To believe Horizon’s claims, I would want to see how they are measuring and modeling soil carbon sequestration. I am aware of no good study that comes close to proving carbon neutrality at any scale. I’m not an expert, so maybe I’m just unaware. If you know of such a study, please send it my way!
The second problem is carbon offsets. The logic goes like this: trees are mostly carbon. By planting trees, we extract carbon from the atmosphere and store it in plant form. It’s actually very similar to the process by which regenerative farming seeks to sequester carbon, though its superior in two significant ways. First, it’s much easier to calculate the carbon stored in trees than carbon stored in soil, since trees put so much of their mass above ground where it can be measured. Second, trees are long lived, meaning the carbon stays put so long as the trees don’t rot or burn. Of course, the benefit of good farming is that it can produce high value, nutritious food while also taking care of the land.
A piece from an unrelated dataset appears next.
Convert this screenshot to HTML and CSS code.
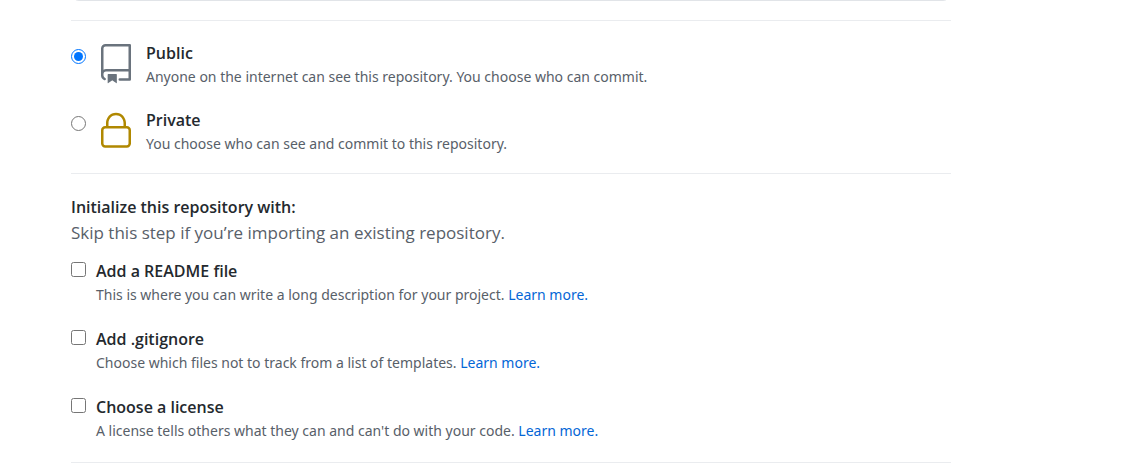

There’s an even bigger issue, one with the whole scheme. A moment ago I mentioned that trees are a fairly stable form of carbon storage. They are, when compared to agricultural land. Carbon sequestered in soil is ephemeral in that maintaining it relies on consistently excellent management, year after year. Plowing once or changing grazing for a single year can massively degrade organic matter, releasing much or all of the carbon that has been painstakingly added to the soil. But even trees, with potential lifespans measured in centuries, are transient when compared to carbon currently stored as coal and oil.
I’m just a simple farmer, but I can’t wrap my head around how we’ve agreed that this is a valid approach. We are taking fossil fuels — carbon that has been sequestered for millions of years and will remain so if left alone — and burning them. To offset this we are pulling carbon out of the atmosphere and turning it into trees, or (maybe) putting it in the soil, where it will only remain as long as the land the trees are growing on remains forest or the fields remain perfectly managed. When the land use changes, all of the carbon in trees and soil will join the carbon that it supposedly offset in the atmosphere.
It’s hard to articulate why I care so much about this. After all, I am glad that Horizon encourages its farmers to use good practices. I think planting trees is wonderful. Part of it is moral — I often take industrial agriculture to task for lying and obfuscation, so I don’t like to see it in my peers — and part of it is pragmatic — I don’t want people to think non-solutions work. But my biggest issue with it is that I just want clarity. I want us to at least try to use words and phrases to reflect reality. In the world at large as in farming the trend seems to be in the opposite direction, but I nevertheless think we should resist it.